Today five of the same pellets went into a group that measures 0.119-inches between centers. Not as small as last time and you can thank BB for that — not the rifle.
Sig Match Ballistic Alloy
The next pellet I tested was the Sig Match Ballistic Alloy pellet. In Part Three they were the second most accurate, producing a group that measured 0.09-inches between centers. The comparison coin would have been a Chakram if I had been using them. Today five of them went into 0.127-inches at 10 meters. It was a very good group — just not as good as before.
The FWB 600 put five Sig Match Ballistic Alloy pellets into a 0.127-inch group at 10 meters.
RWS R10 Match Pistol
The last pellet I tested today was the RWS R10 Match Pistol pellet. In Part Three five of them went into 0.179-inches at 10 meter. Today they cut that in less than half, going intro 0.085-inches at 10 meters This is the smallest group of today’s test and the only one that’s smaller than one-tenth inch.
What got me writing about the FWB 600 was the Haenel 312 that I worked on yesterday. I wondered how it would compare to a world class 10-meter rifle and that’s when I discovered that I hadn’t reported on the new lower front sight on this FWB 600. And even with what I have done here I’m still not finished.

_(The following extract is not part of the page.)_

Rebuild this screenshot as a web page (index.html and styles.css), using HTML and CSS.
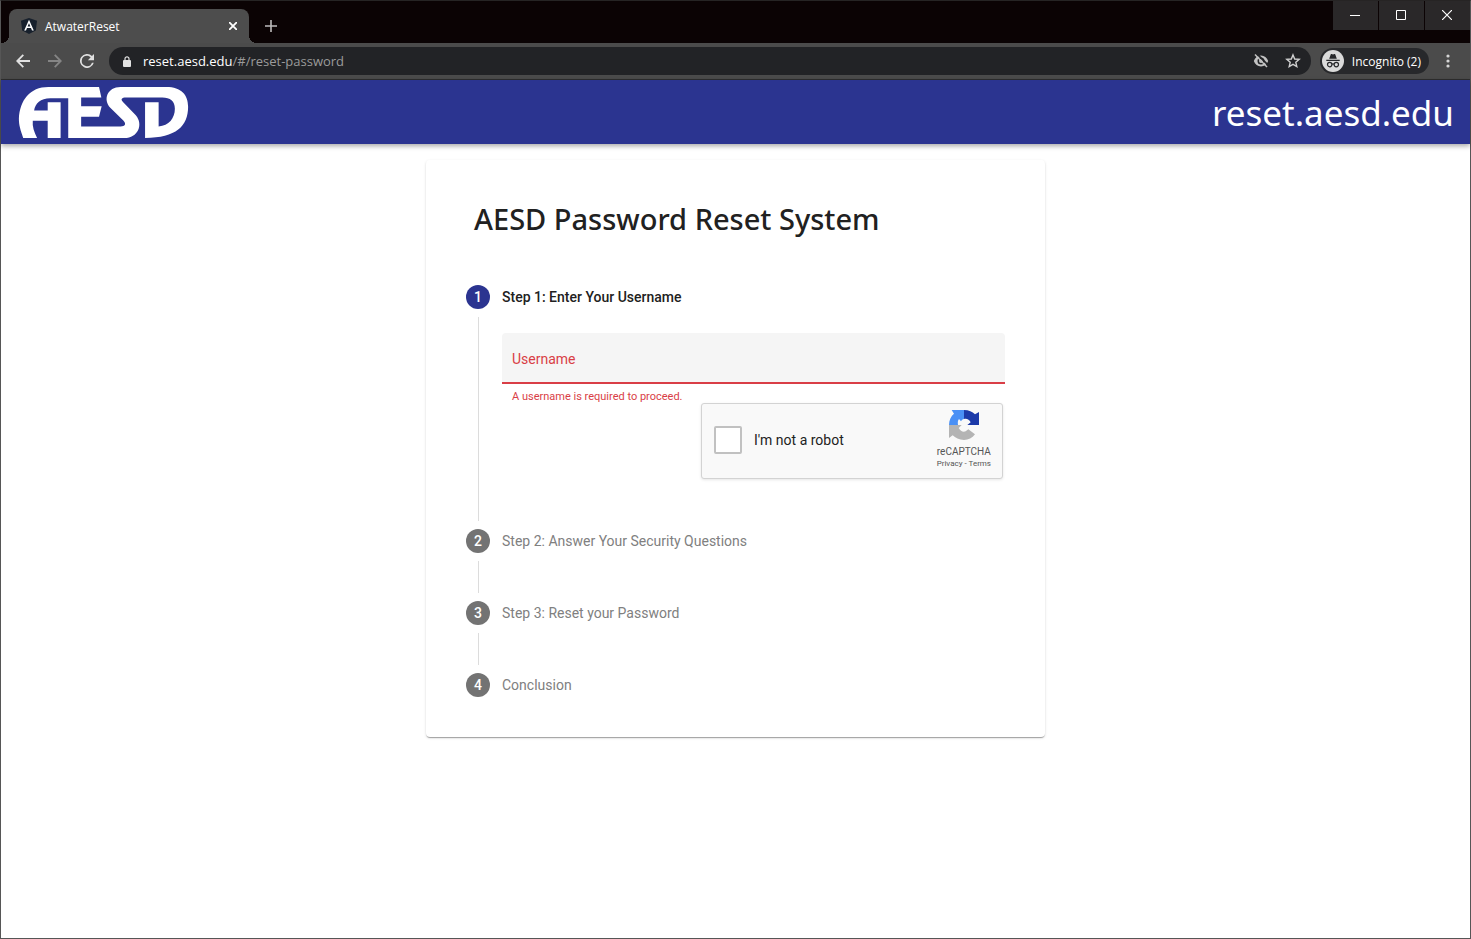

I want to get those pellets hitting the center of the bull — at least with some of the pellets. That’s what these rifles are for, and I don’t want to miss it. At this point it seems like I have to reinstall the BKL riser to do that. We shall see.
We talk a lot about the FWB 300. Well, I’m here to tell you that the 600-series single stroke pneumatics (models 600, 601, 602 and 603) are every bit as accurate and maybe even moreso. I know some of you own these rifles. Time to speak up!